Municipal building in East Cowes, Isle of Wight, England

East Cowes Town Hall is a municipal building in York Avenue, East Cowes, Isle of Wight, England. The structure, which is the meeting place of East Cowes Town Council, is a locally listed building.

==History==
Following significant population growth, largely associated with the shipbuilding industry, East Cowes became an urban district in 1894. Amy Florence White, the wife the local shipbuilder, John Samuel White, immediately organised a campaign to raise funds by public subscription for a town hall to accommodate the new council.

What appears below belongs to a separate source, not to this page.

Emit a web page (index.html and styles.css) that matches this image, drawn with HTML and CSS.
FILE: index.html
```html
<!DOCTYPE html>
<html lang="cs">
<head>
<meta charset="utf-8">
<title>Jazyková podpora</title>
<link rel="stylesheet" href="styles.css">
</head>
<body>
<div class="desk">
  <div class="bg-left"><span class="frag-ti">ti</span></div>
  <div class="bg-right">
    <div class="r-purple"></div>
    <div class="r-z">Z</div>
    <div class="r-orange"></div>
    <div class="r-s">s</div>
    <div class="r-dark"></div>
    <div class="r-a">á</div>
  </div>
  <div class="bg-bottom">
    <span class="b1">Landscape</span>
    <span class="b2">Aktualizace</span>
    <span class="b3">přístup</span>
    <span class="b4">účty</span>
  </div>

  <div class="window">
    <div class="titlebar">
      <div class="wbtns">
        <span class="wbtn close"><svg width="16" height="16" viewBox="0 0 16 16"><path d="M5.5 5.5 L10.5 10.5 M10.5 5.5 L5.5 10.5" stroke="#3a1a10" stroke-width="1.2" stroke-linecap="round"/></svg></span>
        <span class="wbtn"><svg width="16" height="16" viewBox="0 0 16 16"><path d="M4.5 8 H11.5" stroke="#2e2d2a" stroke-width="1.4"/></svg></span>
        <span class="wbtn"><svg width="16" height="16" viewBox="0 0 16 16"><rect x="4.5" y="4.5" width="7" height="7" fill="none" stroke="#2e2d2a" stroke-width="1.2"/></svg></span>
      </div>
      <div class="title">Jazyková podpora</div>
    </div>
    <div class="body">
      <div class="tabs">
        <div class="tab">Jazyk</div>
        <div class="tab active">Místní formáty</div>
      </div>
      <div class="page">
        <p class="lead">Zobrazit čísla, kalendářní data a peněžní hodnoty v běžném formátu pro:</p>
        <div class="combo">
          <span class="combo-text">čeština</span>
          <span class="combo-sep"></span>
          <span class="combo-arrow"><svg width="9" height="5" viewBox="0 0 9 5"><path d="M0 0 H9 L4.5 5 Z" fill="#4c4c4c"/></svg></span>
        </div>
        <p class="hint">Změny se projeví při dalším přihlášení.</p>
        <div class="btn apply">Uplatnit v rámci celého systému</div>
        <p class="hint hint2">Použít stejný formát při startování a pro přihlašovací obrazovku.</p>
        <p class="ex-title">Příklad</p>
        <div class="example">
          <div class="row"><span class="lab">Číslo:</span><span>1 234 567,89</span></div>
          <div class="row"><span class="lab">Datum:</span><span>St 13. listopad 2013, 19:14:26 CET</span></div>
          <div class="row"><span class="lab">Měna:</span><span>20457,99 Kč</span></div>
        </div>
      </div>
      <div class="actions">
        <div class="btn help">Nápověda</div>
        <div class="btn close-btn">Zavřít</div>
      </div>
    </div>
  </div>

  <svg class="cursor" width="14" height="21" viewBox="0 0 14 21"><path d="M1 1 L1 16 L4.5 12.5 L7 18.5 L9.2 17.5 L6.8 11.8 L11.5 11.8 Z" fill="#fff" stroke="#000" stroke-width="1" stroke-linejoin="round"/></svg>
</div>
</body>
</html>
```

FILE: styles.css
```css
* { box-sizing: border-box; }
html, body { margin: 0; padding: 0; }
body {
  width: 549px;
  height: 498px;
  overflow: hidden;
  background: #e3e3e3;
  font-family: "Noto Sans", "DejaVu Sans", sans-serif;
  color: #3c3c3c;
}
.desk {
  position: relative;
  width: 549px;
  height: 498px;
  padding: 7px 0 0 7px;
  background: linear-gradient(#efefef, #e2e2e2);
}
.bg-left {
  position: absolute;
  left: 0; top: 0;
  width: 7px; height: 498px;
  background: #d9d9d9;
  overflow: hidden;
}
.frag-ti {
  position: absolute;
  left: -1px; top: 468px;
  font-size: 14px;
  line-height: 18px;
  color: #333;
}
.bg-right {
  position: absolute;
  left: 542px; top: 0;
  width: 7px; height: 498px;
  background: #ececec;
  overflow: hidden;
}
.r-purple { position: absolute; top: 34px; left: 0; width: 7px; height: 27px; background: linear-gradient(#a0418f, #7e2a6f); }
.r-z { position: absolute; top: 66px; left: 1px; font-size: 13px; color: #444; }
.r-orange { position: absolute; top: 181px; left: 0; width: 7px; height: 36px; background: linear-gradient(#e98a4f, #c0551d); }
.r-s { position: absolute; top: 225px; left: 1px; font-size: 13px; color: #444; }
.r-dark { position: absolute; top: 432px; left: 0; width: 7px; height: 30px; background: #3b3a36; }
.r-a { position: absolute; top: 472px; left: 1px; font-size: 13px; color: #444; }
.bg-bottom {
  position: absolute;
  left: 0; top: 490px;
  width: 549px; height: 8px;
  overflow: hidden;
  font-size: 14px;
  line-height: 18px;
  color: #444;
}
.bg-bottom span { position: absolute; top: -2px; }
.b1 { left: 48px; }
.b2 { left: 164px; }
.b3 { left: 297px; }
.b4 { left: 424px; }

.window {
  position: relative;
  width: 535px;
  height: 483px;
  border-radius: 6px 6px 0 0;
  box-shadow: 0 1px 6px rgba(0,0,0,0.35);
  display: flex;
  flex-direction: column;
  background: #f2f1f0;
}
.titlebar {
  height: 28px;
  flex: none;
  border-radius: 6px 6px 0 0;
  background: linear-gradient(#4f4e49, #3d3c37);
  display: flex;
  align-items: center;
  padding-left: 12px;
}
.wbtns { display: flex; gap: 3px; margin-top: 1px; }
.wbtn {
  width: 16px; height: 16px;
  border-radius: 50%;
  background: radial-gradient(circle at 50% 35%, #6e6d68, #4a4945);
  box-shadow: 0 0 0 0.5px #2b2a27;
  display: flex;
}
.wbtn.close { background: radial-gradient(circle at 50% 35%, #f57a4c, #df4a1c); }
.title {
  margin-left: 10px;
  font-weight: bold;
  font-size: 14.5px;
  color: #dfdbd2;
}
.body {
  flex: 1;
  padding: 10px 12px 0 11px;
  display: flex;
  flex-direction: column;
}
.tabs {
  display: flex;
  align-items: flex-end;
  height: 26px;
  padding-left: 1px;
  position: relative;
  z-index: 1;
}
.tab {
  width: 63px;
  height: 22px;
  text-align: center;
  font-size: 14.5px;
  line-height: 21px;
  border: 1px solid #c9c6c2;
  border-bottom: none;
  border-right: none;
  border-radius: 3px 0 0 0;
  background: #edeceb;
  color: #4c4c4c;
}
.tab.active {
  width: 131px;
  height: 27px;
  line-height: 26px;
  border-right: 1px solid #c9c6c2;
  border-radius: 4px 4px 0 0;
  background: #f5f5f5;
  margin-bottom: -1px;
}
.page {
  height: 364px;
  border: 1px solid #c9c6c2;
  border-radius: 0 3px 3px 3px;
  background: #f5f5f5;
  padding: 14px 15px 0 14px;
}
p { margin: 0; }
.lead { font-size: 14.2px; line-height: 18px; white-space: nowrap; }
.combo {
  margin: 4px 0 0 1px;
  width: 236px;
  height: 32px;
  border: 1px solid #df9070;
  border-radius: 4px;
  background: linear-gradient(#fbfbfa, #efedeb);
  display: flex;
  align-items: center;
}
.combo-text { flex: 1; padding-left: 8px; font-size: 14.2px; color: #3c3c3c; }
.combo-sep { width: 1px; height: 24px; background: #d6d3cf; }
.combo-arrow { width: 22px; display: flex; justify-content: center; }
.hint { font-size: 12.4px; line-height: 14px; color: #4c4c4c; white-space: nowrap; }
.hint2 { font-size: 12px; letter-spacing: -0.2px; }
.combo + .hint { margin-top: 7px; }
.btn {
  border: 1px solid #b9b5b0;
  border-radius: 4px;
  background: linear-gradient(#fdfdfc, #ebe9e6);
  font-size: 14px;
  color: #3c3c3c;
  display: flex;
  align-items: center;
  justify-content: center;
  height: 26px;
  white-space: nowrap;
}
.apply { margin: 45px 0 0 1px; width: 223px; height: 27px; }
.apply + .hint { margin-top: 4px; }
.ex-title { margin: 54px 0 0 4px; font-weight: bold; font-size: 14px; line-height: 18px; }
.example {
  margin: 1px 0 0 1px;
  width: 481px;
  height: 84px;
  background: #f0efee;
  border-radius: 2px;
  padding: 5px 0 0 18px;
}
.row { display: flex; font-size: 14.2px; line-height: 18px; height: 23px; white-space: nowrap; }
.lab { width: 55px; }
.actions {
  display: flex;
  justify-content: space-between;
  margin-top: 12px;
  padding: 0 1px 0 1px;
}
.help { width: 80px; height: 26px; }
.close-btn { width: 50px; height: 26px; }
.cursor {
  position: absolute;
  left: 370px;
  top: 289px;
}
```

The foundation stone for the new building was laid by Mrs White on 28 May 1896. It was designed by James Newman in the Italianate style, built in yellow brick with stone dressings and was officially presented to the council by Mrs White on 25 March 1897. The design involved a symmetrical main frontage with five bays facing onto York Avenue; the central bay, which slightly projected forward, featured a doorway with a fanlight flanked by stuccoed pilasters which were surmounted by acroteria; the pilasters supported an entablature inscribed with the words "Town Hall". The other bays on the ground floor and the bays on the first floor were fenestrated with round headed windows with architraves. At roof level, there was a parapet interspersed with sections of balustrade and broken by a central section, containing a clock, which was flanked by floral motifs and was surmounted by an open pediment. The parapet was also decorated with four finials. Internally, the principal room was the main assembly hall.

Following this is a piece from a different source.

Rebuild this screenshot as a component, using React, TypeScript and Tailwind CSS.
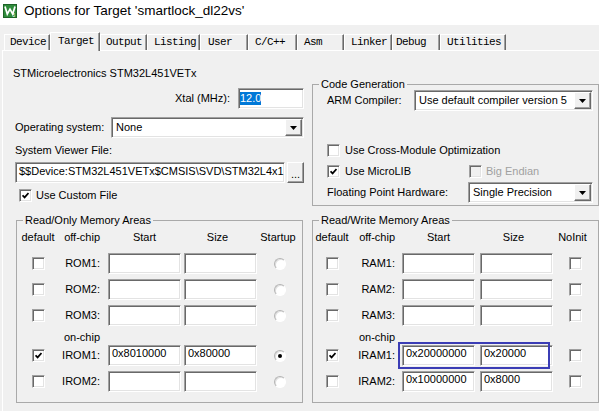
import React from "react";

// Classic Windows 3D edges
const sunken =
  "border border-t-[#a0a0a0] border-l-[#a0a0a0] border-b-white border-r-white shadow-[inset_1px_1px_0_#696969,inset_-1px_-1px_0_#e3e3e3]";
const raised =
  "border border-t-white border-l-white border-b-[#696969] border-r-[#696969] shadow-[inset_-1px_-1px_0_#a0a0a0]";

function Field({ value = "", className = "" }: { value?: string; className?: string }) {
  return (
    <div
      className={`h-[21px] shrink-0 bg-white ${sunken} pl-[3px] pt-[1px] leading-[13px] whitespace-nowrap overflow-hidden ${className}`}
    >
      {value}
    </div>
  );
}

function Box({ checked = false, disabled = false }: { checked?: boolean; disabled?: boolean }) {
  return (
    <span
      className={`inline-flex shrink-0 w-[13px] h-[13px] items-center justify-center ${sunken} ${
        disabled ? "bg-[#f0f0f0]" : "bg-white"
      }`}
    >
      {checked && (
        <svg width="7" height="7" viewBox="0 0 7 7">
          <path d="M0.6 3.3 L2.6 5.4 L6.5 1.1" fill="none" stroke="#000" strokeWidth="1.7" />
        </svg>
      )}
    </span>
  );
}

function Radio({ checked = false }: { checked?: boolean }) {
  return (
    <span className="inline-flex w-[12px] h-[12px] rounded-full items-center justify-center bg-white border border-[#b4b4b4] border-b-white border-r-white shadow-[inset_1px_1px_0_#e0e0e0]">
      {checked && <span className="w-[4px] h-[4px] rounded-full bg-black" />}
    </span>
  );
}

function Combo({ value, className = "" }: { value: string; className?: string }) {
  return (
    <div className={`h-[21px] shrink-0 flex bg-white p-[1px] ${sunken} ${className}`}>
      <span className="flex-1 pl-[3px] leading-[17px] whitespace-nowrap overflow-hidden">{value}</span>
      <span className={`w-[17px] flex items-center justify-center bg-[#f0f0f0] ${raised}`}>
        <svg width="7" height="4" viewBox="0 0 7 4">
          <path d="M0 0 H7 L3.5 4 Z" fill="#000" />
        </svg>
      </span>
    </div>
  );
}

function Group({
  title,
  className = "",
  children,
}: {
  title: string;
  className?: string;
  children: React.ReactNode;
}) {
  return (
    <fieldset className={`m-0 p-0 min-w-0 border border-[#a9a9a9] ${className}`}>
      <legend className="ml-[6px] px-[2px] leading-[14px]">{title}</legend>
      {children}
    </fieldset>
  );
}

const tabs = [
  { label: "Device", w: "w-[46px]", pl: "pl-[5px]" },
  { label: "Target", w: "w-[50px]", pl: "pl-[7px]", active: true },
  { label: "Output", w: "w-[47px]", pl: "pl-[5px]" },
  { label: "Listing", w: "w-[53px]", pl: "pl-[6px]" },
  { label: "User", w: "w-[48px]", pl: "pl-[7px]" },
  { label: "C/C++", w: "w-[49px]", pl: "pl-[6px]" },
  { label: "Asm", w: "w-[47px]", pl: "pl-[6px]" },
  { label: "Linker", w: "w-[48px]", pl: "pl-[6px]" },
  { label: "Debug", w: "w-[48px]", pl: "pl-[3px]" },
  { label: "Utilities", w: "w-[66px]", pl: "pl-[6px]" },
];

type Cols = { c1: string; c2: string; in1: string; in2: string };

const romCols: Cols = { c1: "w-[42px]", c2: "w-[42px] pr-[1px]", in1: "ml-[7px] w-[73px]", in2: "ml-[3px] w-[73px]" };
const ramCols: Cols = { c1: "w-[38px]", c2: "w-[44px]", in1: "ml-[7px] w-[73px]", in2: "ml-[5px] w-[73px]" };

function MemRow({
  cols,
  label,
  start = "",
  size = "",
  def = false,
  last,
  className = "",
  children,
}: {
  cols: Cols;
  label: string;
  start?: string;
  size?: string;
  def?: boolean;
  last: React.ReactNode;
  className?: string;
  children?: React.ReactNode;
}) {
  return (
    <div className={`relative flex items-center h-[21px] ${className}`}>
      <div className={`${cols.c1} flex justify-center`}>
        <Box checked={def} />
      </div>
      <div className={`${cols.c2} text-right`}>{label}</div>
      <Field value={start} className={cols.in1} />
      <Field value={size} className={cols.in2} />
      <div className="flex-1 flex justify-center">{last}</div>
      {children}
    </div>
  );
}

function MemHeader({ cols, lastLabel, lastClass }: { cols: Cols; lastLabel: string; lastClass: string }) {
  return (
    <div className="mt-[3px] flex h-[14px] leading-[14px]">
      <div className={`${cols.c1} text-center`}>default</div>
      <div className={`${cols.c2} text-right`}>off-chip</div>
      <div className={`${cols.in1} text-center`}>Start</div>
      <div className={`${cols.in2} text-center pr-[6px]`}>Size</div>
      <div className={`flex-1 text-center ${lastClass}`}>{lastLabel}</div>
    </div>
  );
}

export default function App() {
  return (
    <div className="w-[599px] h-[411px] overflow-hidden bg-[#f0f0f0] text-[11px] text-black font-['Liberation_Sans',Arial,sans-serif]">
      {/* window caption */}
      <div className="h-[25px] bg-white flex items-center pb-[3px]">
        <svg className="ml-[3px]" width="14" height="14" viewBox="0 0 14 14">
          <rect width="14" height="14" fill="#2f8b3b" />
          <rect x="0.5" y="0.5" width="13" height="13" fill="none" stroke="#1d6427" />
          <path d="M2 2.6 L4.3 10 L7 5.2 L9.7 10 L12 2.6" fill="none" stroke="#fff" strokeWidth="1.7" />
          <text x="9.6" y="13.4" fontSize="4.5" fill="#fff" fontFamily="Liberation Sans">5</text>
        </svg>
        <span className="ml-[7px] text-[13.5px] leading-[18px]">Options for Target 'smartlock_dl22vs'</span>
      </div>

      {/* tab strip */}
      <div className="h-[25px] flex items-end pl-[4px] font-['Liberation_Mono',monospace] text-[11px] tracking-[-0.6px]">
        {tabs.map((t) =>
          t.active ? (
            <div
              key={t.label}
              className={`${t.w} ${t.pl} relative z-10 -mb-px h-[19px] leading-[17px] bg-[#f0f0f0] border-t border-l border-white border-r border-r-[#696969] shadow-[inset_-1px_0_0_#a0a0a0] whitespace-pre`}
            >
              {t.label}
            </div>
          ) : (
            <div
              key={t.label}
              className={`${t.w} ${t.pl} h-[16px] leading-[15px] border-t border-l border-white border-r border-r-[#696969] shadow-[inset_-1px_0_0_#a0a0a0] whitespace-pre`}
            >
              {t.label}
            </div>
          )
        )}
      </div>

      {/* Target page */}
      <div className="ml-[2px] h-[361px] border-t border-l border-white flex pl-[10px] gap-[8px]">
        {/* left column */}
        <div className="w-[291px] flex flex-col">
          <div className="pt-[15px] leading-[14px]">STMicroelectronics STM32L451VETx</div>

          <div className="mt-[8px] flex items-center justify-end">
            <span>Xtal (MHz):</span>
            <div className={`ml-[8px] w-[66px] h-[21px] bg-white ${sunken} pl-[1px] pt-[1px]`}>
              <span className="inline-block bg-[#0078d7] text-white leading-[13px]">12.0</span>
            </div>
          </div>

          <div className="mt-[8px] flex items-center">
            <span className="w-[98px] pl-[2px]">Operating system:</span>
            <Combo value="None" className="w-[193px]" />
          </div>

          <div className="mt-[5px] pl-[2px] leading-[14px]">System Viewer File:</div>

          <div className="mt-[5px] flex pl-[2px]">
            <Field value="$$Device:STM32L451VETx$CMSIS\SVD\STM32L4x1" className="w-[270px] pt-[2px]" />
            <button
              className={`ml-[2px] w-[17px] h-[21px] bg-[#f0f0f0] ${raised} flex items-end justify-center pb-[3px] leading-[10px]`}
            >
              ...
            </button>
          </div>

          <div className="mt-[5px] h-[14px] flex items-center pl-[6px]">
            <Box checked />
            <span className="ml-[4px]">Use Custom File</span>
          </div>

          <Group title="Read/Only Memory Areas" className="mt-[11px] ml-[3px] w-[287px] pb-[10px]">
            <MemHeader cols={romCols} lastLabel="Startup" lastClass="pr-[3px]" />
            <MemRow cols={romCols} label="ROM1:" last={<Radio />} className="mt-[9px]" />
            <MemRow cols={romCols} label="ROM2:" last={<Radio />} className="mt-[5px]" />
            <MemRow cols={romCols} label="ROM3:" last={<Radio />} className="mt-[5px]" />
            <div className="mt-[4px] h-[14px] leading-[14px] flex">
              <div className={romCols.c1} />
              <div className={`${romCols.c2} text-right`}>on-chip</div>
            </div>
            <MemRow cols={romCols} label="IROM1:" start="0x8010000" size="0x80000" def last={<Radio checked />} className="mt-[1px]" />
            <MemRow cols={romCols} label="IROM2:" last={<Radio />} className="mt-[5px]" />
          </Group>
        </div>

        {/* right column */}
        <div className="w-[287px] flex flex-col">
          <Group title="Code Generation" className="mt-[26px] pb-[2px]">
            <div className="-mt-[1px] flex items-center pl-[14px] h-[21px]">
              <span className="w-[87px]">ARM Compiler:</span>
              <Combo value="Use default compiler version 5" className="w-[179px]" />
            </div>
            <div className="mt-[32px] flex items-center pl-[14px] h-[14px]">
              <Box />
              <span className="ml-[5px]">Use Cross-Module Optimization</span>
            </div>
            <div className="mt-[7px] flex items-center pl-[14px] h-[14px]">
              <div className="w-[142px] flex items-center">
                <Box checked />
                <span className="ml-[5px]">Use MicroLIB</span>
              </div>
              <Box disabled />
              <span className="ml-[4px] text-[#a0a0a0]">Big Endian</span>
            </div>
            <div className="mt-[4px] flex items-center pl-[14px] h-[21px]">
              <span className="w-[141px]">Floating Point Hardware:</span>
              <Combo value="Single Precision" className="w-[125px]" />
            </div>
          </Group>

          <Group title="Read/Write Memory Areas" className="mt-[7px] pb-[10px]">
            <MemHeader cols={ramCols} lastLabel="NoInit" lastClass="pr-[6px]" />
            <MemRow cols={ramCols} label="RAM1:" last={<Box />} className="mt-[9px]" />
            <MemRow cols={ramCols} label="RAM2:" last={<Box />} className="mt-[5px]" />
            <MemRow cols={ramCols} label="RAM3:" last={<Box />} className="mt-[5px]" />
            <div className="mt-[4px] h-[14px] leading-[14px] flex">
              <div className={ramCols.c1} />
              <div className={`${ramCols.c2} text-right`}>on-chip</div>
            </div>
            <MemRow cols={ramCols} label="IRAM1:" start="0x20000000" size="0x20000" def last={<Box />} className="mt-[1px]">
              <div className="absolute left-[85px] -top-[3px] w-[152px] h-[27px] border-2 border-[#3b3db5]" />
            </MemRow>
            <MemRow cols={ramCols} label="IRAM2:" start="0x10000000" size="0x8000" last={<Box />} className="mt-[5px]" />
          </Group>
        </div>
      </div>
    </div>
  );
}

On 2 January 1901, Field Marshal Lord Roberts, who had commanded the British troops during the Second Boer War, received welcome addresses from civic officials at the town hall and, in his response, took the opportunity to express confidence in his successor in South Africa, General Lord Kitchener. The building continued to serve as the headquarters of East Cowes Urban District Council until 1933 when the area was absorbed by Cowes Urban District Council which had its own offices at Northwood House.

The town hall continued to be used as a local venue for concerts and theatrical events and, following the formation of East Cowes Town Council in the late 1990s, the town hall also became the meeting place of the town council.